Another mineral well known for its use in coins is copper, but its properties make it extremely useful as a conductor of heat and electricity, so for many years it has remained the preferred compound in most electrical wiring.

Copper is vital to the electrical grounding system for wind turbine farms. Given frequent lightning strikes, the grounding system is needed to channel lightning to the ground to prevent it from damaging the turbines.
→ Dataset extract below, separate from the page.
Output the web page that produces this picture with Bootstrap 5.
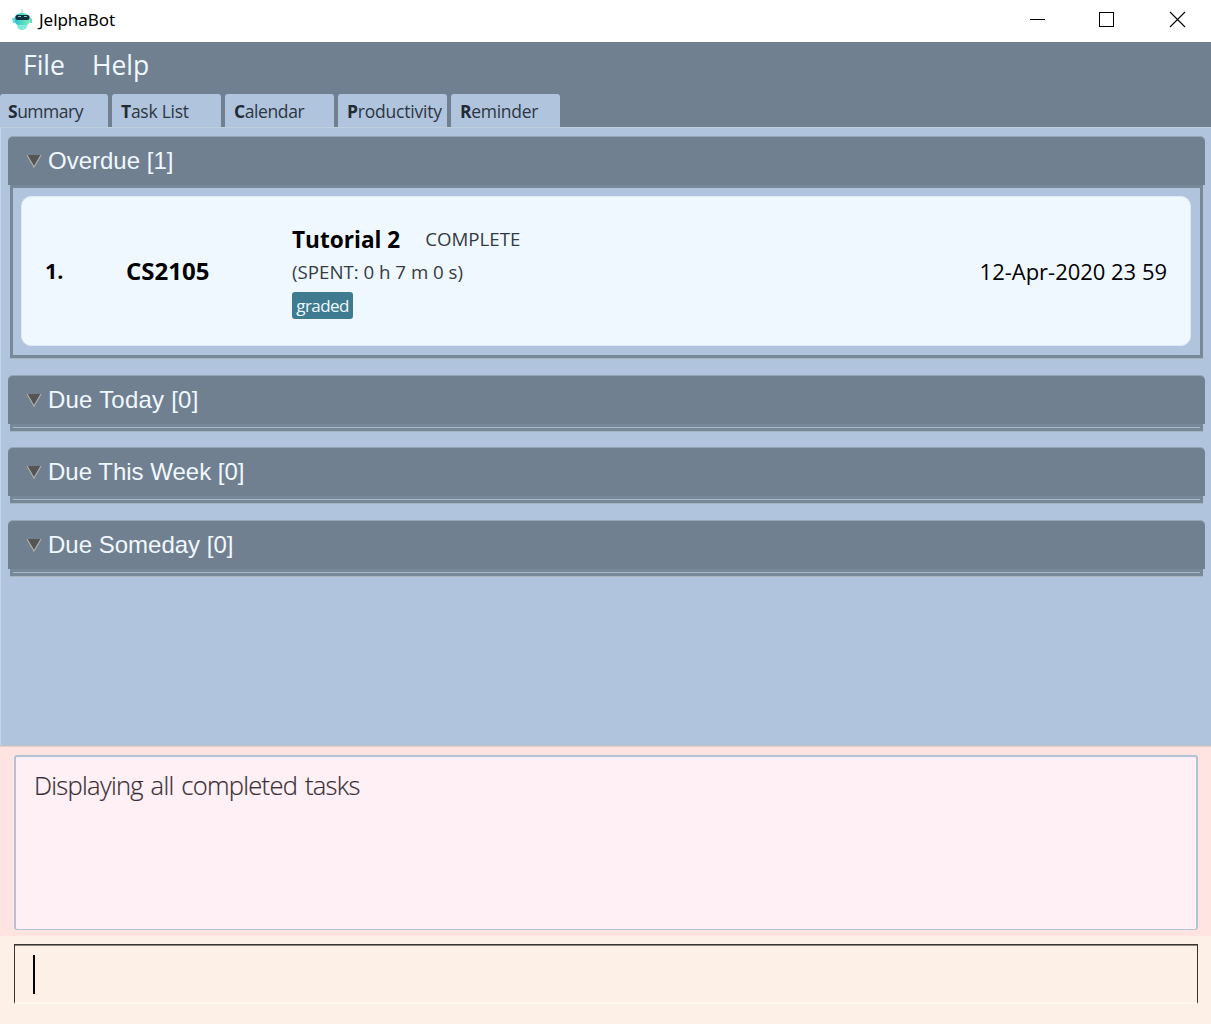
<!DOCTYPE html>
<html lang="en">
<head>
<meta charset="utf-8">
<meta name="viewport" content="width=device-width, initial-scale=1">
<title>JelphaBot</title>
<link href="https://cdn.jsdelivr.net/npm/bootstrap@5.3.0/dist/css/bootstrap.min.css" rel="stylesheet">
<style>
body{font-family:"Open Sans","Noto Sans",sans-serif;color:#000;background:#b0c4de;line-height:1;overflow:hidden}
.app{height:1024px}
.titlebar{height:42px;padding-left:12px}
.titlebar .name{font-size:17px;margin-left:7px;letter-spacing:-.05px;font-family:"Noto Sans",sans-serif;line-height:22px;padding-bottom:2px}
.win-btn{width:70px;height:42px}
.win-btns{margin-right:-2px}
.menus{height:52px;background:#708090;padding-left:23px;gap:27px;color:#f0f8ff;font-size:26.5px;padding-bottom:6px}
.tabs{height:33px;background:#708090;gap:4px}
.tab-item{width:109px;background:#b0c4de;border-radius:3px 3px 0 0;padding:3px 0 0 9px;font-size:17.5px;color:#2d3640;white-space:nowrap}
.tab-item:first-child{width:108px;padding-left:8px}
.tab-item b{color:#222b33}
.t1{letter-spacing:-.5px}
.t2{letter-spacing:-.25px}
.t3{letter-spacing:-.4px}
.t4{letter-spacing:-.2px}
.t5{letter-spacing:-.3px}
.board{height:618px;border-top:1px solid #bfd0dc;border-left:1px solid #c3d5e8;padding:8px 6px 0 7px}
.group-head{height:49px;background:#708090;border-top:1px solid #94a5b5;border-radius:5px 5px 0 0;padding:0 0 0 18px;color:#f0f8ff;font:24px/1 "Liberation Sans",Arial,sans-serif}
.group-head svg{margin-right:6px}
.ls-a{letter-spacing:.22px}
.group-body{margin:0 2px;border:3px solid #778899;box-shadow:0 1px 0 #a7b3bd}
.group-body.filled{height:173px;padding:8px 9px 6px 8px}
.group-body.vacant{height:7px;background:#aab9c6}
.gap-a{margin-bottom:17px}
.gap-b{margin-bottom:16px}
.task{height:150px;background:#f0f8ff;border-radius:10px;border:1px solid #dfeaf8;padding:0 23px 1px;font-size:22px}
.task .num{width:81px;font-size:21.5px}
.task .code{width:166px;font-size:24px;padding-top:1px}
.task .title-row{height:33px}
.task .ttl{margin-right:25px;font-size:22.6px;padding-top:3px}
.task .stat{padding-top:2px}
.task .stat,.task .spent{font-size:18.7px;color:#333b44}
.task .spent{height:33px;line-height:34px}
.tag-chip{background:#3e7b91;color:#f0f8ff;border-radius:3px;height:27px;width:61px;font-size:17px;letter-spacing:-.6px}
.date{letter-spacing:-.02px}
.divider{height:2px;background:linear-gradient(#c4c3c6 50%,#e6cdce 50%)}
.result{height:189px;background:#ffe4e1;padding:8px 13px 6px 14px}
.result-box{height:175px;background:#fff0f5;border:2px solid #b3c2d3;border-bottom-width:1px;border-radius:3px;padding:16px 18px;font-size:25.5px;letter-spacing:-.7px;word-spacing:1.8px;font-weight:300;color:#352c31;-webkit-text-stroke:.2px #4c4248}
.command{height:88px;background:#fdf0e6;padding:8px 13px 0 14px}
.command-box{height:60px;border:1px solid #393430;border-bottom:2px solid #fff8ee;padding:10px 0 0 18px;box-shadow:inset 0 1px #8b837c}
.caret{width:1.500px;height:39px;background:#000}
.fit{display:inline-block;white-space:nowrap}
</style>
<script src="https://cdn.jsdelivr.net/npm/bootstrap@5.3.0/dist/js/bootstrap.bundle.min.js"></script>
</head>
<body>
<div class="app d-flex flex-column">
  <header class="titlebar bg-white d-flex align-items-center flex-shrink-0">
    <svg width="20" height="24" viewBox="0 0 20 24">
      <defs><linearGradient id="g" x1="0" x2="1"><stop offset="0" stop-color="#25bfd2"/><stop offset="1" stop-color="#7df0b2"/></linearGradient></defs>
      <path d="M10 1V6" stroke="#a9e6c8" stroke-width="1.600"/><circle cx="10" cy="1.500" r="1.200" fill="#c5eed8"/>
      <path d="M2.500 9Q4 4 10 4T18 9V13Q16.500 16.500 10 16.500T3 13Z" fill="url(#g)"/>
      <path d="M0 9h3v5H1zM18 8l2 2v4h-2z" fill="#64dccb"/>
      <rect x="3.500" y="6" width="14" height="5" rx="2" fill="#102f3c"/>
      <path d="M6 7.500h3M12 7.500h3" stroke="#79c5d4"/>
      <path d="M4.500 15Q10 18 16 15L14 19.500Q10 22.500 6 19.500Z" fill="#7ce9dc"/>
    </svg>
    <span class="name"><span class="fit">JelphaBot</span></span>
    <div class="win-btns d-flex ms-auto">
      <div class="win-btn"><svg width="70" height="42"><path d="M27 19.500h15" stroke="#000"/></svg></div>
      <div class="win-btn"><svg width="70" height="42"><rect x="26.500" y="12.500" width="14" height="14" fill="none" stroke="#000"/></svg></div>
      <div class="win-btn"><svg width="70" height="42"><path d="M29 12l15 15M44 12L29 27" transform="translate(-2)" stroke="#000" stroke-width="1.100"/></svg></div>
    </div>
  </header>
  <nav class="menus d-flex align-items-center flex-shrink-0"><span class="fit">File</span><span class="fit">Help</span></nav>
  <div class="tabs d-flex flex-shrink-0">
    <div class="tab-item d-flex align-items-center"><span class="fit t1"><b>S</b>ummary</span></div>
    <div class="tab-item d-flex align-items-center"><span class="fit t2"><b>T</b>ask List</span></div>
    <div class="tab-item d-flex align-items-center"><span class="fit t3"><b>C</b>alendar</span></div>
    <div class="tab-item d-flex align-items-center"><span class="fit t4"><b>P</b>roductivity</span></div>
    <div class="tab-item d-flex align-items-center"><span class="fit t5"><b>R</b>eminder</span></div>
  </div>
  <main class="board flex-shrink-0">
    <section class="gap-a">
      <div class="group-head d-flex align-items-center"><svg width="16" height="14" viewBox="0 0 16 14"><path d="M1 1h14L8 13z" fill="#555" /><path d="M1 1L8 13 15 1" fill="none" stroke="#b0b0ac" stroke-width="1.200"/></svg>Overdue [1]</div>
      <div class="group-body filled">
        <div class="task d-flex align-items-center">
          <b class="num">1.</b>
          <b class="code"><span class="fit">CS2105</span></b>
          <div>
            <div class="title-row d-flex align-items-center"><b class="ttl fit">Tutorial 2</b><span class="stat fit">COMPLETE</span></div>
            <div class="spent"><span class="fit">(SPENT: 0 h 7 m 0 s)</span></div>
            <div class="tag-chip d-flex align-items-center justify-content-center mt-1"><span class="fit">graded</span></div>
          </div>
          <span class="date fit ms-auto">12-Apr-2020 23 59</span>
        </div>
      </div>
    </section>
    <section class="gap-b">
      <div class="group-head d-flex align-items-center ls-a"><svg width="16" height="14" viewBox="0 0 16 14"><path d="M1 1h14L8 13z" fill="#555" /><path d="M1 1L8 13 15 1" fill="none" stroke="#b0b0ac" stroke-width="1.200"/></svg>Due Today [0]</div>
      <div class="group-body vacant"></div>
    </section>
    <section class="gap-a">
      <div class="group-head d-flex align-items-center"><svg width="16" height="14" viewBox="0 0 16 14"><path d="M1 1h14L8 13z" fill="#555" /><path d="M1 1L8 13 15 1" fill="none" stroke="#b0b0ac" stroke-width="1.200"/></svg>Due This Week [0]</div>
      <div class="group-body vacant"></div>
    </section>
    <section>
      <div class="group-head d-flex align-items-center"><svg width="16" height="14" viewBox="0 0 16 14"><path d="M1 1h14L8 13z" fill="#555" /><path d="M1 1L8 13 15 1" fill="none" stroke="#b0b0ac" stroke-width="1.200"/></svg>Due Someday [0]</div>
      <div class="group-body vacant"></div>
    </section>
  </main>
  <div class="divider flex-shrink-0"></div>
  <section class="result flex-shrink-0"><div class="result-box"><span class="fit">Displaying all completed tasks</span></div></section>
  <footer class="command flex-shrink-0"><div class="command-box"><div class="caret"></div></div></footer>
</div>
</body>
</html>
In all the years leading up to 2011, 714 kilotons of copper had been used in wind energy systems—and, in 2011 alone, 120 kilotons were used, with more expected to be needed in the coming years.

About half of all copper mined is used to manufacture electrical wire and cable conductors

Food Security

Potash

Potash is the common name for naturally occurring water-soluble potassium salts, the most common of which is potassium chloride.

Potash is used in many countries as a fertilizer to grow rice, wheat, sugar, corn, soybeans, and various fruits and vegetables. In India, for example, 70 percent of soils have low to medium potassium content, and potash must be added so crops will produce enough food to feed the growing population.

With the world’s population expected to reach 9.5 billion by 2050, arable land per person will decrease, and more crops will need to be grown on less land—and, at the same time, feed more people.

Where is it?

Potash is produced in only 12 countries. Saskatchewan, Canada, is the largest potash-producing region, accounting for about a quarter of world production.

Source: Mineral Commodity Summaries 2013, United States Geological Survey Mineral Resources Program.

Technological Innovation

Rare Earths

Rare earths are a set of 17 related metals, currently mined predominantly in China.

Rare earths are needed for everything from televisions and smartphones to power generators for wind turbines. They have unique chemical properties that allow them to combine with other elements to produce results that neither element could on its own.

Lanthanum is the second most abundant rare-earth element, and every Prius hybrid car on the road carries 10 pounds of this element in its nickel-lanthanum battery.

Another rare earth, europium, first brought the color red to color televisions back in the 1960s, and it now looks to be the missing ingredient for white LED lighting to illuminate homes and offices as naturally as sunlight—and more energy efficiently than incandescent and fluorescent lighting.

Top Rare Earths Producers

China’s share of rare-earths production is likely to decrease in coming years, as higher prices and new technologies to help clean up the mining process spur investment in the sector.